Idol by Louise O’Neill
⭐⭐⭐⭐ 4/5 Stars – A messy unreliable narrator made for addictive reading!
Format: Kindle
Read: October 2023
I’ve had a run of average 3 star reads lately that lacked anything to truly grip me. Idol finally broke that streak, I blew through it in a few days! It had me up too late and I finished it off on a Saturday morning which is a sure sign of a good book!
I read Asking For It by Louise O’Neill many years ago (in my School Librarian days) and still think about it. It took inspiration from the real life Steubenville rape case but set the story in Ireland, and told from the perspective of the victim who struggles to label what happened to her as rape, and internalises the shame and blame. It is heart-breaking. That was one of the most emotionally difficult books I’ve ever read, and it really felt like reading about a real life experience.
Idol isn’t quite as harrowing, although it does very much touch on issues of consent and rape it is less graphic, and instead focuses the story from the point of view of the accused. Sam is a successful “wellness” influencer/grifter who, after being accused of rape by her childhood best friend, must scramble to save her career in the age of trial by social media. She is an immediately unsympathetic character and the story peels back her many layers (and issues) until we get to the (unsurprising truth) at the centre of the story.

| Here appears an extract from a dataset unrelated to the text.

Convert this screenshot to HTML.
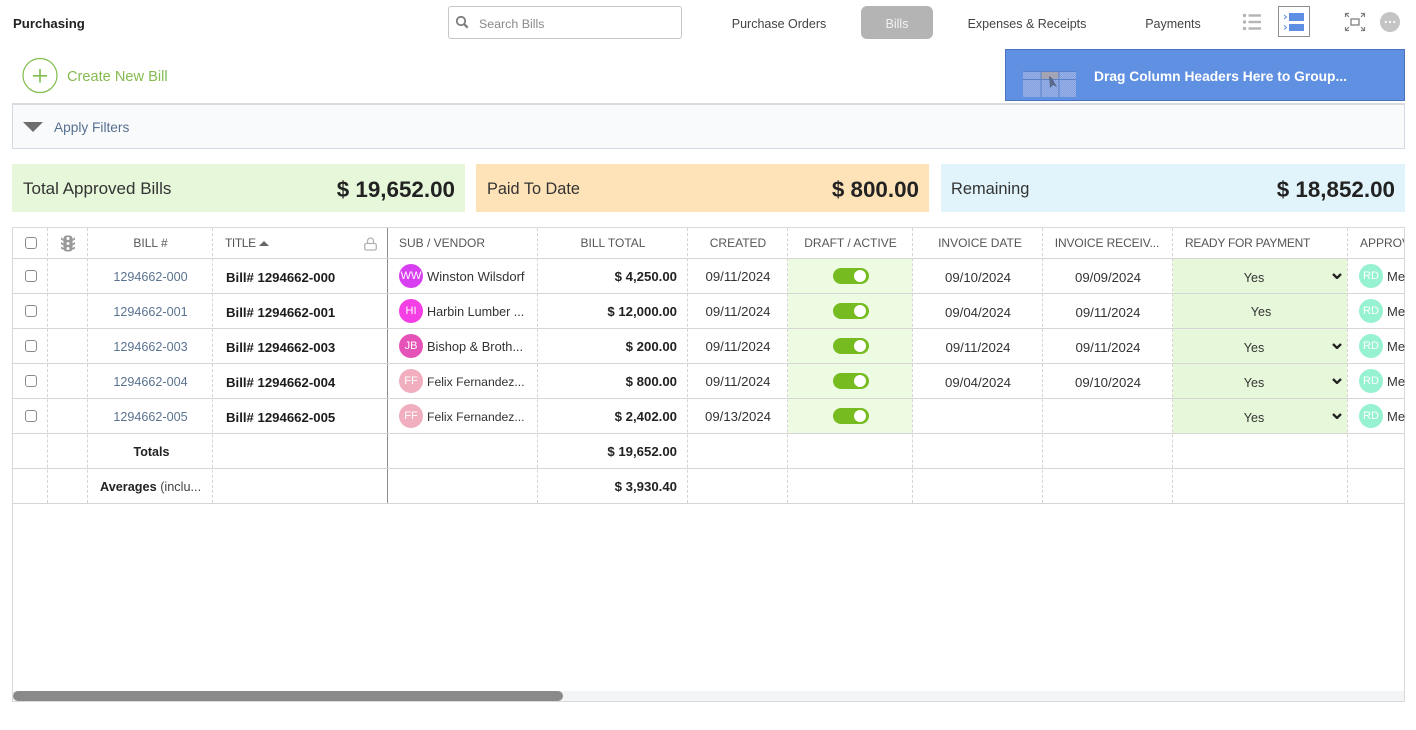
<!DOCTYPE html>
<html><head><meta charset="utf-8"><title>Purchasing</title>
<style>
html,body{margin:0;padding:0;width:1416px;height:730px;overflow:hidden;background:#fff;font-family:"Liberation Sans",sans-serif;color:#222;font-size:13px}
.a{position:absolute;white-space:nowrap}
.nav{top:17px;height:15px;line-height:15px;font-size:12.5px;color:#444;text-align:center}
.card{top:164px;height:48px}
.card .l{position:absolute;left:11px;top:15px;font-size:17px;line-height:20px;color:#333}
.card .v{position:absolute;right:10px;top:12px;font-size:22.4px;line-height:28px;font-weight:bold;color:#222}
.v-line{position:absolute;top:228px;height:275px;width:0;border-left:1px dashed #d4d4d4}
.h-line{position:absolute;left:13px;width:1391px;height:1px;background:#d6d6d6}
.hd{position:absolute;top:236px;font-size:12px;line-height:15px;color:#555;white-space:nowrap}
.ctr{text-align:center}
.t{position:absolute;line-height:16px;white-space:nowrap;font-size:12.5px}
.cb{position:absolute;left:25px;width:10px;height:10px;border:1px solid #8a8a8a;border-radius:3px;background:#fff}
.num{left:88px;width:125px;text-align:center;color:#5a7390;font-size:12.6px}
.title{left:226px;font-weight:bold;color:#1c1c1c;font-size:13.2px}
.av{position:absolute;left:399px;width:24px;height:24px;border-radius:50%;color:#fff;font-size:11px;line-height:24px;text-align:center}
.ven{left:427px;color:#333}
.tot{left:538px;width:139px;text-align:right;font-weight:bold;color:#222;font-size:13.2px}
.dt{width:100px;text-align:center;color:#333;font-size:13.2px}
.tg{position:absolute;left:833px;width:36px;height:16px;border-radius:8px;background:#76bc21}
.tg i{position:absolute;right:3px;top:2px;width:12px;height:12px;border-radius:50%;background:#fff}
.yes{width:60px;text-align:center;color:#333}
.rd{left:1359px;background:#97f2d2}
.me{left:1387px;color:#333;font-size:13px}
.chev{position:absolute;left:1332px;width:10px;height:6px}
</style></head><body>

<div class="a" style="left:13px;top:16px;font-size:13.2px;line-height:16px;font-weight:bold;color:#222">Purchasing</div>

<div class="a" style="left:448px;top:6px;width:232px;height:31px;border:1px solid #c6c6c6;border-radius:3px"></div>
<svg class="a" style="left:455px;top:15px" width="14" height="14" viewBox="0 0 14 14"><circle cx="6" cy="6" r="4.200" fill="none" stroke="#7d7d7d" stroke-width="1.800"/><path d="M9.200 9.200l3.500 3.500" stroke="#7d7d7d" stroke-width="2.200"/></svg>
<div class="a" style="left:479px;top:17px;font-size:12.4px;line-height:15px;color:#8a8a8a">Search Bills</div>

<div class="a nav" style="left:719px;width:120px">Purchase Orders</div>
<div class="a" style="left:861px;top:6px;width:72px;height:33px;background:#b4b4b4;border-radius:6px"></div>
<div class="a nav" style="left:861px;width:72px;color:#f2f2f2">Bills</div>
<div class="a nav" style="left:957px;width:140px">Expenses &amp; Receipts</div>
<div class="a nav" style="left:1133px;width:80px">Payments</div>

<svg class="a" style="left:1242px;top:12px" width="20" height="20" viewBox="0 0 20 20"><g fill="#b4b4b4"><circle cx="2.500" cy="3.500" r="1.700"/><circle cx="2.500" cy="10" r="1.700"/><circle cx="2.500" cy="16.500" r="1.700"/><rect x="6.500" y="2.300" width="12.500" height="2.400"/><rect x="6.500" y="8.800" width="12.500" height="2.400"/><rect x="6.500" y="15.300" width="12.500" height="2.400"/></g></svg>
<div class="a" style="left:1278px;top:6px;width:30px;height:29px;border:1px solid #8f8f8f"></div>
<svg class="a" style="left:1283px;top:12px" width="22" height="20" viewBox="0 0 22 20"><g fill="#5f8fe2"><rect x="6" y="1" width="15" height="8"/><rect x="6" y="12" width="15" height="7"/></g><path d="M1 3l2.500 2-2.500 2M1 13.500l2.500 2-2.500 2" fill="none" stroke="#5f8fe2" stroke-width="1"/></svg>
<svg class="a" style="left:1344px;top:12px" width="22" height="20" viewBox="0 0 22 20"><rect x="7" y="7" width="8" height="6" fill="none" stroke="#808080" stroke-width="1.300"/><g fill="none" stroke="#808080" stroke-width="1.200"><path d="M1.500 5V1.500H5M1.500 1.500l3.500 3.500"/><path d="M20.500 5V1.500H17M20.500 1.500L17 5"/><path d="M1.500 15v3.500H5M1.500 18.500L5 15"/><path d="M20.500 15v3.500H17M20.500 18.500L17 15"/></g></svg>
<svg class="a" style="left:1380px;top:12px" width="20" height="20" viewBox="0 0 20 20"><circle cx="10" cy="10" r="10" fill="#c4c4c4"/><g fill="#fff"><circle cx="5.800" cy="10" r="1.100"/><circle cx="10" cy="10" r="1.100"/><circle cx="14.200" cy="10" r="1.100"/></g></svg>

<svg class="a" style="left:22px;top:58px" width="36" height="36" viewBox="0 0 36 36"><circle cx="18" cy="17.500" r="17" fill="none" stroke="#80bc4a" stroke-width="1.200"/><path d="M18 11v13.500M11 17.800h14" stroke="#80bc4a" stroke-width="1.600"/></svg>
<div class="a" style="left:67px;top:68px;font-size:14.600px;line-height:18px;color:#85bb50">Create New Bill</div>

<div class="a" style="left:1005px;top:49px;width:398px;height:50px;background:#6090e2;border:1px solid #4a73bd"></div>
<svg class="a" style="left:1023px;top:71px" width="54" height="27" viewBox="0 0 54 27"><defs><pattern id="st" width="2" height="2" patternUnits="userSpaceOnUse"><rect width="2" height="2" fill="#7f9fe2"/><rect width="1" height="1" fill="#9db3e6"/><rect x="1" y="1" width="1" height="1" fill="#9db3e6"/></pattern></defs><rect x="0" y="0" width="53" height="26" fill="url(#st)"/><rect x="18" y="1" width="18" height="7" fill="#a3a5b4"/><path d="M0 .5h53M0 8.500h53M18 0v26M36 0v26" stroke="#5a80c8" stroke-width="1" fill="none"/><path d="M26 5l1 12 3-3 4 2-5-9z" fill="#5a6a8a"/></svg>
<div class="a" style="left:1094px;top:69px;font-size:13.800px;line-height:16px;font-weight:bold;color:#fff">Drag Column Headers Here to Group...</div>

<div class="a" style="left:12px;top:103px;width:1391px;height:43px;background:#f9fafc;border:1px solid #d5dae2;border-top:2px solid #d8dbe0"></div>
<div class="a" style="left:23px;top:122px;width:0;height:0;border-left:10px solid transparent;border-right:10px solid transparent;border-top:10px solid #6e6e6e"></div>
<div class="a" style="left:54px;top:120px;font-size:13.700px;line-height:15px;color:#56708f">Apply Filters</div>

<div class="a card" style="left:12px;width:453px;background:#e6f7da"><div class="l">Total Approved Bills</div><div class="v">$ 19,652.00</div></div>
<div class="a card" style="left:476px;width:453px;background:#fee3b9"><div class="l" style="font-size:16.300px">Paid To Date</div><div class="v">$ 800.00</div></div>
<div class="a card" style="left:941px;width:464px;background:#e2f4fb"><div class="l" style="left:10px;font-size:16.400px">Remaining</div><div class="v">$ 18,852.00</div></div>

<!-- grid frame -->
<div class="a" style="left:12px;top:227px;width:1391px;height:473px;border:1px solid #d9d9d9"></div>

<!-- green columns -->
<div class="a" style="left:788px;top:259px;width:124px;height:174px;background:#edfbe3"></div>
<div class="a" style="left:1173px;top:259px;width:174px;height:174px;background:#e7f7da"></div>

<!-- vertical lines -->
<div class="v-line" style="left:47px"></div>
<div class="v-line" style="left:87px"></div>
<div class="v-line" style="left:212px"></div>
<div class="a" style="left:387px;top:228px;width:1px;height:275px;background:#8c8c8c"></div>
<div class="v-line" style="left:537px"></div>
<div class="v-line" style="left:687px"></div>
<div class="v-line" style="left:787px"></div>
<div class="v-line" style="left:912px"></div>
<div class="v-line" style="left:1042px"></div>
<div class="v-line" style="left:1172px"></div>
<div class="v-line" style="left:1347px"></div>

<!-- horizontal lines -->
<div class="h-line" style="top:258px"></div>
<div class="h-line" style="top:293px"></div>
<div class="h-line" style="top:328px"></div>
<div class="h-line" style="top:363px"></div>
<div class="h-line" style="top:398px"></div>
<div class="h-line" style="top:433px"></div>
<div class="h-line" style="top:468px"></div>
<div class="h-line" style="top:503px"></div>

<!-- header -->
<div class="cb" style="top:237px"></div>
<svg class="a" style="left:60px;top:235px" width="16" height="17" viewBox="0 0 16 17"><rect x="3.500" y="0.500" width="9" height="16" rx="3" fill="#999"/><path d="M1 2.500l2.500 1.500v2L1 4.500zM15 2.500L12.500 4v2L15 4.500zM1 7l2.500 1.500v2L1 9zM15 7l-2.500 1.500v2L15 9zM1 11.500L3.500 13v2L1 13.500zM15 11.500L12.500 13v2l2.500-1.500z" fill="#999"/><g fill="#fff"><circle cx="8" cy="3.500" r="1.500"/><circle cx="8" cy="8.500" r="1.500"/><circle cx="8" cy="13.500" r="1.500"/></g></svg>
<div class="hd ctr" style="left:88px;width:125px">BILL #</div>
<div class="hd" style="left:225px;letter-spacing:-.4px">TITLE</div>
<div class="a" style="left:259px;top:241px;width:0;height:0;border-left:5px solid transparent;border-right:5px solid transparent;border-bottom:5px solid #666"></div>
<svg class="a" style="left:364px;top:237px" width="13" height="14" viewBox="0 0 13 14"><path d="M3.500 6.500V4a3 3 0 0 1 6 0v2.500" fill="none" stroke="#b3b3b3" stroke-width="1.300"/><rect x=".7" y="6.500" width="11.600" height="6.500" rx="1.500" fill="none" stroke="#b3b3b3" stroke-width="1.300"/></svg>
<div class="hd" style="left:399px">SUB / VENDOR</div>
<div class="hd ctr" style="left:538px;width:150px">BILL TOTAL</div>
<div class="hd ctr" style="left:688px;width:100px">CREATED</div>
<div class="hd ctr" style="left:788px;width:125px">DRAFT / ACTIVE</div>
<div class="hd ctr" style="left:915px;width:130px">INVOICE DATE</div>
<div class="hd ctr" style="left:1042px;width:130px;letter-spacing:-.1px">INVOICE RECEIV...</div>
<div class="hd" style="left:1185px;letter-spacing:-.25px">READY FOR PAYMENT</div>
<div class="a" style="left:1360px;top:236px;width:44px;overflow:hidden;font-size:12px;line-height:15px;color:#555">APPROVER</div>

<!-- row 1 -->
<div class="cb" style="top:270px"></div>
<div class="t num" style="top:269px">1294662-000</div>
<div class="t title" style="top:270px">Bill# 1294662-000</div>
<div class="av" style="top:264px;background:#d83ff0">WW</div>
<div class="t ven" style="top:269px;font-size:13px">Winston Wilsdorf</div>
<div class="t tot" style="top:269px">$ 4,250.00</div>
<div class="t dt" style="left:688px;top:269px">09/11/2024</div>
<div class="tg" style="top:268px"><i></i></div>
<div class="t dt" style="left:928px;top:270px">09/10/2024</div>
<div class="t dt" style="left:1058px;top:270px">09/09/2024</div>
<div class="t yes" style="left:1224px;top:270px">Yes</div>
<svg class="chev" style="top:273px" viewBox="0 0 10 6"><path d="M1 1l4 4 4-4" fill="none" stroke="#222" stroke-width="2.300"/></svg>
<div class="av rd" style="top:264px">RD</div>
<div class="t me" style="top:269px">Me</div>

<!-- row 2 -->
<div class="cb" style="top:305px"></div>
<div class="t num" style="top:304px">1294662-001</div>
<div class="t title" style="top:305px">Bill# 1294662-001</div>
<div class="av" style="top:299px;background:#f33fe3">HI</div>
<div class="t ven" style="top:304px;font-size:12.600px">Harbin Lumber ...</div>
<div class="t tot" style="top:304px">$ 12,000.00</div>
<div class="t dt" style="left:688px;top:304px">09/11/2024</div>
<div class="tg" style="top:303px"><i></i></div>
<div class="t dt" style="left:928px;top:305px">09/04/2024</div>
<div class="t dt" style="left:1058px;top:305px">09/11/2024</div>
<div class="t yes" style="left:1231px;top:304px">Yes</div>
<div class="av rd" style="top:299px">RD</div>
<div class="t me" style="top:304px">Me</div>

<!-- row 3 -->
<div class="cb" style="top:340px"></div>
<div class="t num" style="top:339px">1294662-003</div>
<div class="t title" style="top:340px">Bill# 1294662-003</div>
<div class="av" style="top:334px;background:#e653b8">JB</div>
<div class="t ven" style="top:339px;font-size:12.800px">Bishop &amp; Broth...</div>
<div class="t tot" style="top:339px">$ 200.00</div>
<div class="t dt" style="left:688px;top:339px">09/11/2024</div>
<div class="tg" style="top:338px"><i></i></div>
<div class="t dt" style="left:928px;top:340px">09/11/2024</div>
<div class="t dt" style="left:1058px;top:340px">09/11/2024</div>
<div class="t yes" style="left:1224px;top:340px">Yes</div>
<svg class="chev" style="top:343px" viewBox="0 0 10 6"><path d="M1 1l4 4 4-4" fill="none" stroke="#222" stroke-width="2.300"/></svg>
<div class="av rd" style="top:334px">RD</div>
<div class="t me" style="top:339px">Me</div>

<!-- row 4 -->
<div class="cb" style="top:375px"></div>
<div class="t num" style="top:374px">1294662-004</div>
<div class="t title" style="top:375px">Bill# 1294662-004</div>
<div class="av" style="top:369px;background:#f0aebf">FF</div>
<div class="t ven" style="top:374px;font-size:12.200px">Felix Fernandez...</div>
<div class="t tot" style="top:374px">$ 800.00</div>
<div class="t dt" style="left:688px;top:374px">09/11/2024</div>
<div class="tg" style="top:373px"><i></i></div>
<div class="t dt" style="left:928px;top:375px">09/04/2024</div>
<div class="t dt" style="left:1058px;top:375px">09/10/2024</div>
<div class="t yes" style="left:1224px;top:375px">Yes</div>
<svg class="chev" style="top:378px" viewBox="0 0 10 6"><path d="M1 1l4 4 4-4" fill="none" stroke="#222" stroke-width="2.300"/></svg>
<div class="av rd" style="top:369px">RD</div>
<div class="t me" style="top:374px">Me</div>

<!-- row 5 -->
<div class="cb" style="top:410px"></div>
<div class="t num" style="top:409px">1294662-005</div>
<div class="t title" style="top:410px">Bill# 1294662-005</div>
<div class="av" style="top:404px;background:#f0aebf">FF</div>
<div class="t ven" style="top:409px;font-size:12.200px">Felix Fernandez...</div>
<div class="t tot" style="top:409px">$ 2,402.00</div>
<div class="t dt" style="left:688px;top:409px">09/13/2024</div>
<div class="tg" style="top:408px"><i></i></div>
<div class="t yes" style="left:1224px;top:410px">Yes</div>
<svg class="chev" style="top:413px" viewBox="0 0 10 6"><path d="M1 1l4 4 4-4" fill="none" stroke="#222" stroke-width="2.300"/></svg>
<div class="av rd" style="top:404px">RD</div>
<div class="t me" style="top:409px">Me</div>

<!-- totals -->
<div class="t" style="left:89px;width:125px;top:444px;text-align:center;font-weight:bold">Totals</div>
<div class="t tot" style="top:444px">$ 19,652.00</div>
<div class="t" style="left:100px;top:479px;font-size:12.700px"><b>Averages</b> <span style="color:#444">(inclu...</span></div>
<div class="t tot" style="top:479px">$ 3,930.40</div>

<!-- scrollbar -->
<div class="a" style="left:13px;top:691px;width:1391px;height:10px;background:#f3f4f6"></div>
<div class="a" style="left:13px;top:691px;width:550px;height:10px;background:#8b8a8a;border-radius:5px"></div>

</body></html>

Sam is an unreliable point of view, and you know I love an unreliable narrator! Although I will say that the truth behind the mystery won’t come as a surprise, it was fun to get to read between the lines and try to see Sam from the outside. She is both a victim and a villain; she is at times vulnerable but also a ruthless manipulator. I loved that messy complexity.
The story really plays with memory and how it can be manipulated and become unreliable. Sam’s version of events is often at odds with others, and she has a tendency towards rewriting history as fuel for gaslighting those around her. It’s interesting to me because I’ve also just finished Animal Farm and am currently listening to the audiobook of 1984, both of course by George Orwell. Both stories have governments that control their subjects through quite literally rewriting history as it suited their changing agendas. Sam uses a remarkably similar tactic to control her friends, family, followers and even herself.
I found the writing gripping, and I enjoyed the complexity of Sam and the many uncomfortable layers of the situation made it feel realistic. I am not giving it five stars because I did in the end feel that it suffered a little from the lack of clear characterisation for Lisa, and also Josh. They are the focus of Sam’s obsessions yet they exist in the novel as rather fuzzy sketches. On the one hand I can see this is symptom of Sam’s point of view but on the other I think it made for a slightly less satisfying rounded-out story.
If you are can handle the subject matter of rape and coercive control then I recommend Idol, and also Asking For It but that one does come with extreme trigger warnings! Louise O’Neill is very talented at tackling these difficult subjects in such a nuance way way that it feels uncomfortably real. I should check out other other novels at some point.


2 Comments
A.S. Akkalon
I read Asking For It years ago. I thought it was an interesting exploration of certain issues, but not particularly fun as a story to read. Idol does sound intriguing. I might give it a go!
Alice
Yeah Asking For It is still the most difficult book I’ve read in terms of how upsetting it was! Idol is similar in that the protagonist is not a good person (also vain, selfish, lots of body and sex issues) but it’s not as bleak!